Pyramus was the handsomest youth, and Thisbe the fairest maiden, in all Babylonia, where Semiramis reigned. Their parents occupied adjoining houses; and neighbourhood brought the young people together, and acquaintance ripened into love. They would gladly have married, but their parents forbade. One thing, however, they could not forbid- that love should glow with equal ardour in the bosoms of both. They conversed by signs and glances, and the fire burned more intensely for being covered up. In the wall that parted the two houses there was a crack, caused by some fault in the structure. No one had remarked it before, but the lovers discovered it. What will not love discover! It afforded a passage to the voice; and tender messages used to pass backward and forward through the gap. As they stood, Pyramus on this side, Thisbe on that, their breaths would mingle. "Cruel wall," they said, "why do you keep two lovers apart? But we will not be ungrateful. We owe you, we confess, the privilege of transmitting loving words to willing, ears." Such words they uttered on different sides of the wall; and when night came and they must say farewell, they pressed their lips upon the wall, she on her side, he on his, as they could come no nearer.

Pyramus, having been delayed, now approached the place of meeting. He saw in the sand the footsteps of the lion, and the colour fled from his cheeks at the sight. Presently he found the veil all rent and bloody. "O hapless girl," said he, "I have been the cause of thy death! Thou, more worthy of life than I, hast fallen the first victim. I will follow. I am the guilty cause, in tempting thee forth to a place of such peril, and not being myself on the spot to guard thee. Come forth, ye lions, from the rocks, and tear this guilty body with your teeth." He took up the veil, carried it with him to the appointed tree, and covered it with kisses and with tears. "My blood also shall stain your texture," said he, and drawing his sword plunged it into his heart. The blood spurted from the wound, and tinged the white mulberries of the tree all red; and sinking into the earth reached the roots, so that the red colour mounted through the trunk to the fruit.

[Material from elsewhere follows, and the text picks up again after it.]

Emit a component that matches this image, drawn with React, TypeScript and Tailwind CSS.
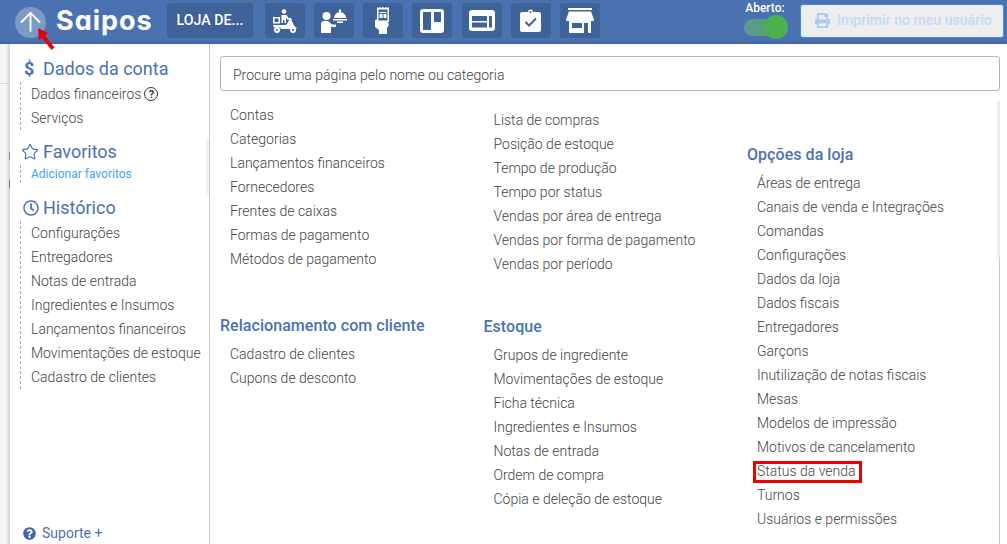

By this time Thisbe, still trembling with fear, yet wishing not to disappoint her lover, stepped cautiously forth, looking anxiously for the youth, eager to tell him the danger she had escaped. When she came to the spot and saw the changed colour of the mulberries she doubted whether it was the same place. While she hesitated she saw the form of one struggling in the agonies of death. She started back, a shudder ran through her frame as a ripple on the face of the still water when a sudden breeze sweeps over it. But as soon as she recognized her lover, she screamed and beat her breast, embracing the lifeless body, pouring tears into its wounds, and imprinting kisses on the cold lips. "O Pyramus," she cried, "what has done this? Answer me, Pyramus; it is your own Thisbe that speaks. Hear me, dearest, and lift that drooping head!" At the name of Thisbe Pyramus opened his eyes, then closed them again. She saw her veil stained blood and the scabbard empty of its sword. "Thy own hand has slain thee, and for my sake," she said. "I too can be brave for once, and my love is as strong as thine. I will follow thee in death, for I have been the cause; and death which alone could part us shall not prevent my joining thee. And ye, unhappy parents of us both, deny us not our united request. As love and death have joined us, let one tomb contain us. And thou, tree, retain the marks of slaughter. Let thy berries still serve for memorials of our blood." So saying she plunged the sword into her breast. Her parents ratified her wish, the gods also ratified it. The two bodies were buried in one sepulchre, and the tree ever after brought forth purple berries, as it does to this day.

Moore, in the "Sylph's Ball," speaking of Davy's Safety Lamp, is reminded of the wall that separated Thisbe and her lover:
"O for that Lamp's metallic gauze,
That curtain of protecting wire,
Which Davy delicately draws
Around illicit, dangerous fire!
The wall he sets 'twixt Flame and Air,
(Like that which barred young Thisbe's bliss,)
Through whose small holes this dangerous pair
May see each other, but not kiss."

In Mickle's translation of the "Lusiad" occurs the following allusion to the story of Pyramus and Thisbe, and the metamorphosis of the mulberries. The poet is describing the Island of Love:
"...here each gift of Pomona's hand bestows
In cultured garden, free uncultured flows,
The flavour sweeter and the hue more fair
Than e'er was fostered by the hand of care.
The cherry here in shining crimson glows,
And stained with lovers' blood, in pendent rows,
The mulberries o'erload the bending boughs."